-- DATA BLOCK --
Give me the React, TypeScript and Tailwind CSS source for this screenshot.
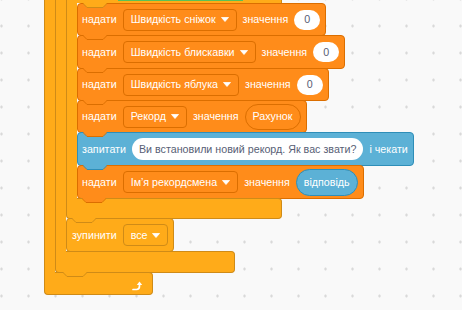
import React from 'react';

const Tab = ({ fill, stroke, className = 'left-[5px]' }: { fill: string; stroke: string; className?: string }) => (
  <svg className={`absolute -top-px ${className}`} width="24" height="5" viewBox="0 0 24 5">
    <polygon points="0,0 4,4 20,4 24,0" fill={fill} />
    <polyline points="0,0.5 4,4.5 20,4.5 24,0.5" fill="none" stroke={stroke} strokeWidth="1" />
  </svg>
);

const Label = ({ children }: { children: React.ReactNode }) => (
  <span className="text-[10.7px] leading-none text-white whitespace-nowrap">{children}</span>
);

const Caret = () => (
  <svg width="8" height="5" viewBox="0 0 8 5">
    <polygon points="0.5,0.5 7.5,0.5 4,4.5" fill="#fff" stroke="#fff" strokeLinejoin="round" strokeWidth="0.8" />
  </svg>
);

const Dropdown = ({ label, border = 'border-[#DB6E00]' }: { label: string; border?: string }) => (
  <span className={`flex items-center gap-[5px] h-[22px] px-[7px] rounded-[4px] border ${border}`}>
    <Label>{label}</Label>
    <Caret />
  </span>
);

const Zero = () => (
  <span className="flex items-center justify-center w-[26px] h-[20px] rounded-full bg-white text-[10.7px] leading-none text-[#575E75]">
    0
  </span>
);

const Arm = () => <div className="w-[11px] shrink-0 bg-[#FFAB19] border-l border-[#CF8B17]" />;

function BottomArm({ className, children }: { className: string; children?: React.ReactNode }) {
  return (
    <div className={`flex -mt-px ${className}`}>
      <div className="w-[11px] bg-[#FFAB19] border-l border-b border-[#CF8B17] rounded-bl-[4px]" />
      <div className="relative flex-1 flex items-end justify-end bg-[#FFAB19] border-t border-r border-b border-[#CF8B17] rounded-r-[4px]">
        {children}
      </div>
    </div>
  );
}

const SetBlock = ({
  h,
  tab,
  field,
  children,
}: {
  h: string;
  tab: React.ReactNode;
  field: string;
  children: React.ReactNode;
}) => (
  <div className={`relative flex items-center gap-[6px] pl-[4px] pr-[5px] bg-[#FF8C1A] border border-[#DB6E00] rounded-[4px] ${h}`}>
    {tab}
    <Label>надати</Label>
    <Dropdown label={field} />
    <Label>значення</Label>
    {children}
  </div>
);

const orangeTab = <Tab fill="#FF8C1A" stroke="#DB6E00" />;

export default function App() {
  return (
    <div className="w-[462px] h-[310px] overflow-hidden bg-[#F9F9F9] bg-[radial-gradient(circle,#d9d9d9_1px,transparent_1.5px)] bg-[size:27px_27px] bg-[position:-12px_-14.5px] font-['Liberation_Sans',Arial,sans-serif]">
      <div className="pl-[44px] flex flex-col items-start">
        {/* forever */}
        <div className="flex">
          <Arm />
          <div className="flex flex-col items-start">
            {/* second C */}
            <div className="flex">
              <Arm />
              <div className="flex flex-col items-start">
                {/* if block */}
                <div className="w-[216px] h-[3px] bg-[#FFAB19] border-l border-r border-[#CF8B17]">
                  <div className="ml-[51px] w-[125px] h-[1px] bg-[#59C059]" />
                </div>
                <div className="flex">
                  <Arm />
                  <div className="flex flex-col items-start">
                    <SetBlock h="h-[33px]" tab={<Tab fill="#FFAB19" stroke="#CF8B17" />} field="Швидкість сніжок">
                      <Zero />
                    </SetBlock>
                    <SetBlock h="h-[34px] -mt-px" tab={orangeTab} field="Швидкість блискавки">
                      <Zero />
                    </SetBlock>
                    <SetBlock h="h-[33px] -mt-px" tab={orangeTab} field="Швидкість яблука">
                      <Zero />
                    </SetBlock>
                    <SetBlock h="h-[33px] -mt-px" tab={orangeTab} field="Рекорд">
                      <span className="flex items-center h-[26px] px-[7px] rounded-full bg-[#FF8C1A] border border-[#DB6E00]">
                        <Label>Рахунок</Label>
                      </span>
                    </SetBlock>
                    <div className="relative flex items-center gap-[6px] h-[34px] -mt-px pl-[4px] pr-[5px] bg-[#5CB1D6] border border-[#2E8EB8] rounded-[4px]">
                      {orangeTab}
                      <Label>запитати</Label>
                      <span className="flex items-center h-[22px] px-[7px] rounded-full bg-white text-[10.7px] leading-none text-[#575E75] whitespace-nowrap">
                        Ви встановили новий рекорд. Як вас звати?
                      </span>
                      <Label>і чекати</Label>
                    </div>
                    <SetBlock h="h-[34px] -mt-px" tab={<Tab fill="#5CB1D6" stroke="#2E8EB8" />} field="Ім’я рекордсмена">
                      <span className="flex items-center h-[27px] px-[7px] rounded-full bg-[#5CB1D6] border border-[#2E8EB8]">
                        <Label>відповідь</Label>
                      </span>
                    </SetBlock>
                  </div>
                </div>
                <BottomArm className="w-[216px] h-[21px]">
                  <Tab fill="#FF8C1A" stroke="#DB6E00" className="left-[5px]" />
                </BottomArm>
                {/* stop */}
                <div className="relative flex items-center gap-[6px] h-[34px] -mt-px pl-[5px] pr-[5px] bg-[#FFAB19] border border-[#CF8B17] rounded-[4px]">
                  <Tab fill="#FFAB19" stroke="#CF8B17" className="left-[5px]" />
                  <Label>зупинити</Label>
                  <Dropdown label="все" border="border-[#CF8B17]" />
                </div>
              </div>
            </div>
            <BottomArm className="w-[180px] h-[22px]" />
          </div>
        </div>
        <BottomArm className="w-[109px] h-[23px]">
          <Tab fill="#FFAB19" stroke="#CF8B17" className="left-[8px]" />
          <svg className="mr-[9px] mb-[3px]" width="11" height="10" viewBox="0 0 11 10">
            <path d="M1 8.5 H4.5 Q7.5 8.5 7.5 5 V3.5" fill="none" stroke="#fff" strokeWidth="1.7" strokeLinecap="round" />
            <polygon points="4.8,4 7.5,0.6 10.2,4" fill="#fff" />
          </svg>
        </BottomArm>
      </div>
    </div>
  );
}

-- STATED TASK --
Every line above should be repeated exactly; pictures stay out of the copy.

-- ANSWER TO THE TASK --
Give me the React, TypeScript and Tailwind CSS source for this screenshot.
import React from 'react';

const Tab = ({ fill, stroke, className = 'left-[5px]' }: { fill: string; stroke: string; className?: string }) => (
  <svg className={`absolute -top-px ${className}`} width="24" height="5" viewBox="0 0 24 5">
    <polygon points="0,0 4,4 20,4 24,0" fill={fill} />
    <polyline points="0,0.5 4,4.5 20,4.5 24,0.5" fill="none" stroke={stroke} strokeWidth="1" />
  </svg>
);

const Label = ({ children }: { children: React.ReactNode }) => (
  <span className="text-[10.7px] leading-none text-white whitespace-nowrap">{children}</span>
);

const Caret = () => (
  <svg width="8" height="5" viewBox="0 0 8 5">
    <polygon points="0.5,0.5 7.5,0.5 4,4.5" fill="#fff" stroke="#fff" strokeLinejoin="round" strokeWidth="0.8" />
  </svg>
);

const Dropdown = ({ label, border = 'border-[#DB6E00]' }: { label: string; border?: string }) => (
  <span className={`flex items-center gap-[5px] h-[22px] px-[7px] rounded-[4px] border ${border}`}>
    <Label>{label}</Label>
    <Caret />
  </span>
);

const Zero = () => (
  <span className="flex items-center justify-center w-[26px] h-[20px] rounded-full bg-white text-[10.7px] leading-none text-[#575E75]">
    0
  </span>
);

const Arm = () => <div className="w-[11px] shrink-0 bg-[#FFAB19] border-l border-[#CF8B17]" />;

function BottomArm({ className, children }: { className: string; children?: React.ReactNode }) {
  return (
    <div className={`flex -mt-px ${className}`}>
      <div className="w-[11px] bg-[#FFAB19] border-l border-b border-[#CF8B17] rounded-bl-[4px]" />
      <div className="relative flex-1 flex items-end justify-end bg-[#FFAB19] border-t border-r border-b border-[#CF8B17] rounded-r-[4px]">
        {children}
      </div>
    </div>
  );
}

const SetBlock = ({
  h,
  tab,
  field,
  children,
}: {
  h: string;
  tab: React.ReactNode;
  field: string;
  children: React.ReactNode;
}) => (
  <div className={`relative flex items-center gap-[6px] pl-[4px] pr-[5px] bg-[#FF8C1A] border border-[#DB6E00] rounded-[4px] ${h}`}>
    {tab}
    <Label>надати</Label>
    <Dropdown label={field} />
    <Label>значення</Label>
    {children}
  </div>
);

const orangeTab = <Tab fill="#FF8C1A" stroke="#DB6E00" />;

export default function App() {
  return (
    <div className="w-[462px] h-[310px] overflow-hidden bg-[#F9F9F9] bg-[radial-gradient(circle,#d9d9d9_1px,transparent_1.5px)] bg-[size:27px_27px] bg-[position:-12px_-14.5px] font-['Liberation_Sans',Arial,sans-serif]">
      <div className="pl-[44px] flex flex-col items-start">
        {/* forever */}
        <div className="flex">
          <Arm />
          <div className="flex flex-col items-start">
            {/* second C */}
            <div className="flex">
              <Arm />
              <div className="flex flex-col items-start">
                {/* if block */}
                <div className="w-[216px] h-[3px] bg-[#FFAB19] border-l border-r border-[#CF8B17]">
                  <div className="ml-[51px] w-[125px] h-[1px] bg-[#59C059]" />
                </div>
                <div className="flex">
                  <Arm />
                  <div className="flex flex-col items-start">
                    <SetBlock h="h-[33px]" tab={<Tab fill="#FFAB19" stroke="#CF8B17" />} field="Швидкість сніжок">
                      <Zero />
                    </SetBlock>
                    <SetBlock h="h-[34px] -mt-px" tab={orangeTab} field="Швидкість блискавки">
                      <Zero />
                    </SetBlock>
                    <SetBlock h="h-[33px] -mt-px" tab={orangeTab} field="Швидкість яблука">
                      <Zero />
                    </SetBlock>
                    <SetBlock h="h-[33px] -mt-px" tab={orangeTab} field="Рекорд">
                      <span className="flex items-center h-[26px] px-[7px] rounded-full bg-[#FF8C1A] border border-[#DB6E00]">
                        <Label>Рахунок</Label>
                      </span>
                    </SetBlock>
                    <div className="relative flex items-center gap-[6px] h-[34px] -mt-px pl-[4px] pr-[5px] bg-[#5CB1D6] border border-[#2E8EB8] rounded-[4px]">
                      {orangeTab}
                      <Label>запитати</Label>
                      <span className="flex items-center h-[22px] px-[7px] rounded-full bg-white text-[10.7px] leading-none text-[#575E75] whitespace-nowrap">
                        Ви встановили новий рекорд. Як вас звати?
                      </span>
                      <Label>і чекати</Label>
                    </div>
                    <SetBlock h="h-[34px] -mt-px" tab={<Tab fill="#5CB1D6" stroke="#2E8EB8" />} field="Ім’я рекордсмена">
                      <span className="flex items-center h-[27px] px-[7px] rounded-full bg-[#5CB1D6] border border-[#2E8EB8]">
                        <Label>відповідь</Label>
                      </span>
                    </SetBlock>
                  </div>
                </div>
                <BottomArm className="w-[216px] h-[21px]">
                  <Tab fill="#FF8C1A" stroke="#DB6E00" className="left-[5px]" />
                </BottomArm>
                {/* stop */}
                <div className="relative flex items-center gap-[6px] h-[34px] -mt-px pl-[5px] pr-[5px] bg-[#FFAB19] border border-[#CF8B17] rounded-[4px]">
                  <Tab fill="#FFAB19" stroke="#CF8B17" className="left-[5px]" />
                  <Label>зупинити</Label>
                  <Dropdown label="все" border="border-[#CF8B17]" />
                </div>
              </div>
            </div>
            <BottomArm className="w-[180px] h-[22px]" />
          </div>
        </div>
        <BottomArm className="w-[109px] h-[23px]">
          <Tab fill="#FFAB19" stroke="#CF8B17" className="left-[8px]" />
          <svg className="mr-[9px] mb-[3px]" width="11" height="10" viewBox="0 0 11 10">
            <path d="M1 8.5 H4.5 Q7.5 8.5 7.5 5 V3.5" fill="none" stroke="#fff" strokeWidth="1.7" strokeLinecap="round" />
            <polygon points="4.8,4 7.5,0.6 10.2,4" fill="#fff" />
          </svg>
        </BottomArm>
      </div>
    </div>
  );
}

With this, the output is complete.